The Case of the Disappearing Dividend
By Robert Kuttner
Whatever happened to dividends? A generation ago, shareholders took much of their return as dividends. The capital value of the stock could fluctuate, but at least there would be some yield year in and year out. In the roaring 1990s, dwindling dividends didn't seem to matter. With stocks soaring, some capital gains could always be cashed in for consumption. But in this decade, investors have the comfort of neither rising gains nor dividends.
How large is the decline in the number of companies paying dividends? A study by Eugene F. Fama of the University of Chicago Business School and Kenneth French of Massachusetts Institute of Technology's Sloan School of Management found that paying dividends was the norm among publicly traded profitable companies until the late 1970s. In 1978, 66.5% of companies listed on the major stock exchanges paid dividends. By 1999, however, that percentage had fallen to 20.8%. Fama and French, whose study was published last year in The Journal of Financial Economics, showed that startups, small companies, and high-growth companies were the least likely to pay dividends, but the practice of paying dividends had fallen off across all categories of companies.
Why the change? Some critics of "double taxation" blame the increasing rarity of dividends on the fact that such payouts are taxed as ordinary income, while capital gains enjoy deferred taxation until the stock is sold. Then they are taxed at a much lower rate. But that disparity existed both before and after the late 1970s, when dividends were in vogue, so it doesn't adequately explain the recent decline. Since 1978, tax rates on capital gains and on ordinary income have both dropped and at about the same rate. Moreover, an increasing portion of stock holdings are now in tax-deferred retirement accounts, where tax calculations aren't relevant.

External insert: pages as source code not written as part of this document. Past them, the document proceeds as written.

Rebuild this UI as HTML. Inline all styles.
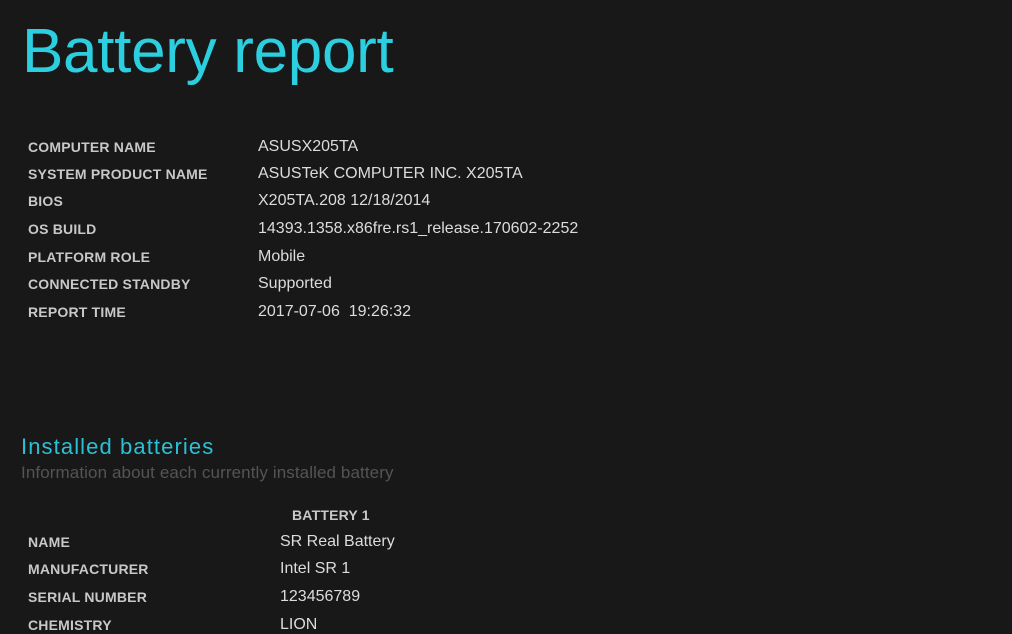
<!DOCTYPE html>
<html><head><meta charset="utf-8"><style>
body{margin:0;width:1012px;height:632px;overflow:hidden;background:#181818;font-family:"Liberation Sans",sans-serif;position:relative}
.a{position:absolute;white-space:nowrap}
.t{left:22px;top:16px;font-size:62px;color:#2ccfe0;letter-spacing:-0.3px}
.l{font-size:14px;font-weight:bold;color:#c8c8c8;line-height:16px;letter-spacing:0.2px}
.v{font-size:16px;color:#dcdcdc;line-height:18px}
.h{left:21px;top:434px;font-size:22px;color:#2cc0d4;letter-spacing:1.1px}
.s{left:21px;top:463px;font-size:17px;color:#545454;letter-spacing:0.1px}
</style></head><body>
<div class="a t">Battery report</div>
<div class="a l" style="left:28px;top:139px">COMPUTER NAME</div><div class="a v" style="left:258px;top:138px">ASUSX205TA</div>
<div class="a l" style="left:28px;top:166px">SYSTEM PRODUCT NAME</div><div class="a v" style="left:258px;top:165px">ASUSTeK COMPUTER INC. X205TA</div>
<div class="a l" style="left:28px;top:193px">BIOS</div><div class="a v" style="left:258px;top:192px">X205TA.208 12/18/2014</div>
<div class="a l" style="left:28px;top:221px">OS BUILD</div><div class="a v" style="left:258px;top:220px">14393.1358.x86fre.rs1_release.170602-2252</div>
<div class="a l" style="left:28px;top:249px">PLATFORM ROLE</div><div class="a v" style="left:258px;top:248px">Mobile</div>
<div class="a l" style="left:28px;top:276px">CONNECTED STANDBY</div><div class="a v" style="left:258px;top:275px">Supported</div>
<div class="a l" style="left:28px;top:304px">REPORT TIME</div><div class="a v" style="left:258px;top:303px">2017-07-06&nbsp;&nbsp;19:26:32</div>
<div class="a h">Installed batteries</div>
<div class="a s">Information about each currently installed battery</div>
<div class="a l" style="left:292px;top:507px">BATTERY 1</div>
<div class="a l" style="left:28px;top:534px">NAME</div><div class="a v" style="left:280px;top:533px">SR Real Battery</div>
<div class="a l" style="left:28px;top:561px">MANUFACTURER</div><div class="a v" style="left:280px;top:560px">Intel SR 1</div>
<div class="a l" style="left:28px;top:589px">SERIAL NUMBER</div><div class="a v" style="left:280px;top:588px">123456789</div>
<div class="a l" style="left:28px;top:617px">CHEMISTRY</div><div class="a v" style="left:280px;top:616px">LION</div>
</body></html>
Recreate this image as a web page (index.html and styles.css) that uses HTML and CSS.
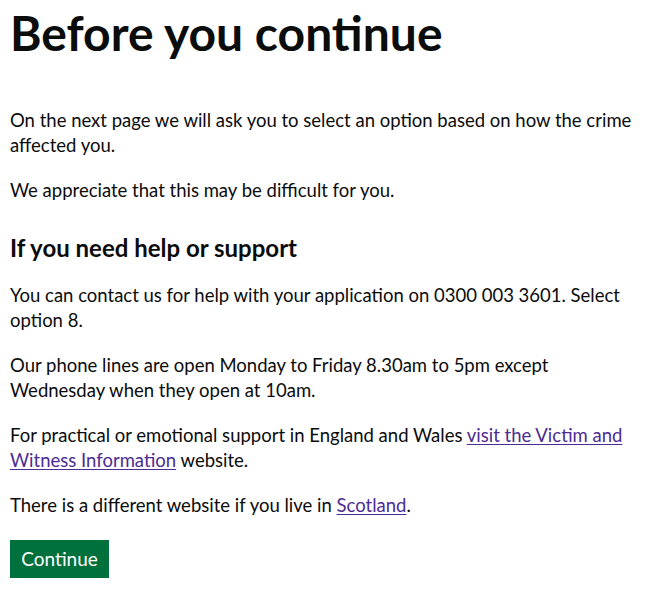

Two other trends that began in the 1970s provide a better explanation for the disappearing dividend: the boom in mergers and acquisitions and the explosion of stock options. Both are the latest variant on the persistent problem brilliantly analyzed in the 1932 book by A. A. Berle and Gardiner C. Means, The Modern Corporation & Private Property: namely, that corporate insiders don't necessarily serve the shareholders who are the company's owners. For all the hullabaloo in the '90s about strategies to align management interests with shareholder interests, not much has really changed since Berle and Means--except for new schemes to help executives profit at the expense of investors.
Stock issued to finance a merger or to pay option benefits means less available money to pay out as dividends to shareholders. The consensus among scholars of the two recent M&A waves is that most big mergers failed to maximize shareholder value. Acquiring companies often paid too much (the so-called winner's curse). Insider executives of the enlarged enterprise, however, commanded heftier compensation, and insider investment bankers often made money both on the merger and the subsequent breakup. Likewise, free cash spent on a stock buyback (which has the convenient effect of pumping up the stock price for a chief executive waiting to exercise an option) is money that can't be spent on dividends.
From the vantage point of many CEOs, paying dividends is about the last thing one would want to do with corporate earnings. In theory, a CEO by definition is carrying out shareholder wishes. In practice, as the spate of recent scandals has demonstrated, the interests of a chief executive and his shareholders can wildly diverge. Meanwhile, some New Economy companies, such as Microsoft Corp., are sitting on tens of billions of dollars of cash, but they don't pay dividends almost as a matter of principle. Microsoft, with its Windows monopoly, is a remarkable company, but its shareholders are beginning to wonder whether it can truly find optimal uses for all that cash, either internally via research and development or through acquisitions. Wouldn't it be more efficient for Microsoft to disgorge some of those earnings to its owners as dividends and let the market allocate that capital?
In theory, too, an investor with a preference for dividends is always free to shift to a portfolio of stocks that still pay dividends. But this is another classic dilemma of the kind outlined in Professor Albert Hirschman's famous formulation of "exit" vs. "voice." Selling the shares (exit) is the only practical option because voice (demanding dividends) is denied. Shareholders of a given company might actually prefer dividends, but in practice they have little influence over company policy.
Ultimately, the vanishing dividend is one more example of the power of insiders over ordinary shareholders. With little faith in accounting or Wall Street analysts, investors today want hard evidence that company earnings are truly what executives claim. What better proof than sharing those earnings with the company's owners? Let's bring back dividends.
Robert Kuttner is co-editor of The American Prospect and author of Everything for Sale.